If the Fed raises rates and doesn’t mince words there’s going to be a long-running market correction, says Stockman. If the Fed doesn’t raise rates there will be a short-term relief rally but eventually the markets will lose confidence in the central bank bubble and we’ll be in store for a “huge correction.”
Fed holds rates steady in nod to global economic weakness US - FOMC
(Recasts with Fed policy statement)
Federal funds rate remains unchanged
Fed defers to global economic volatility
Yellen to hold news conference at 2:30 p.m. EDT (1830 GMT)
By Howard Schneider and Ann Saphir
WASHINGTON, Sept 17 (Reuters) - The U.S. Federal Reserve kept interest rates unchanged on Thursday in a nod to concerns about a weak world economy, but left open the possibility of a modest policy tightening later this year.
In what amounted to a tactical retreat, the U.S. central bank said an array of global risks and other factors had convinced it to delay what would have been the first rate hike in nearly a decade.
"Recent global economic and financial developments may restrain economic activity somewhat and are likely to put further downward pressure on inflation in the near term," the Fed said in its policy statement following the end of a two-day meeting. It added the risks to the U.S. economy remained nearly balanced but that it was "monitoring developments abroad."
However, the central bank maintained its bias towards a rate hike sometime this year, while lowering its long-term outlook for the economy. Fresh economic projections showed 13 of 17 Fed policymakers still foresee raising rates at least once in 2015, down from 15 at the last meeting in June. Four policymakers now believe rates should not be raised until at least 2016, compared to two who felt that way in June.
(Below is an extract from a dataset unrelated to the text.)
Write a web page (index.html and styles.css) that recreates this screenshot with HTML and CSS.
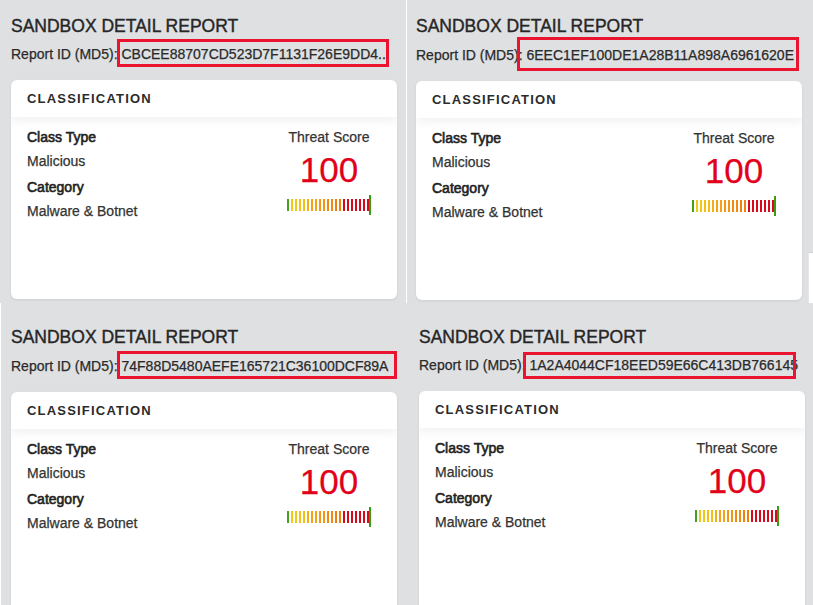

The Fed has policy meetings in October and December.
In deciding when to hike rates, the Fed repeated that it wanted to see "some further improvement in the labor market," and be "reasonably confident" that inflation will increase.
Taken as a whole, the latest Fed projections of slower GDP growth, low unemployment and still low inflation suggest that concerns of a so-called secular stagnation may be taking root among Fed policymakers. One policymaker even suggested a negative federal funds rate. The median projection of the 17 policymakers showed the Fed expects the economy to grow 2.1 percent this year, slightly faster than previously thought. However, its forecasts for GDP growth in 2016 and 2017 were downgraded. Policymakers also forecast inflation to creep only slowly toward the Fed's 2 percent target even as unemployment dips lower than previously expected. They now expect the unemployment rate to hit 4.8 percent next year, remaining at that level for as long as three years. The Fed's projected path of interest rates shifted downward, with the long-run federal funds rate now seen at 3.5 percent, compared to 3.75 percent at the last policy meeting. Fed Chair Janet Yellen was scheduled to hold a press conference later Thursday afternoon to elaborate on the decision.
The vote on the policy statement was a sign of how China's economic slowdown and market slide left Fed officials unnerved about the state of the world economy. Only Richmond Fed President Jeffrey Lacker dissented.
In recent months Fed officials like board member Jerome Powell and Atlanta Fed President Dennis Lockhart had publicly endorsed a September rate hike, forming a near majority along with longstanding inflation hawks like Lacker.
In the end, however, they were left with a muddled picture marked by low U.S. unemployment and steady economic growth, but no sign that inflation has begun to rise towards the Fed's target.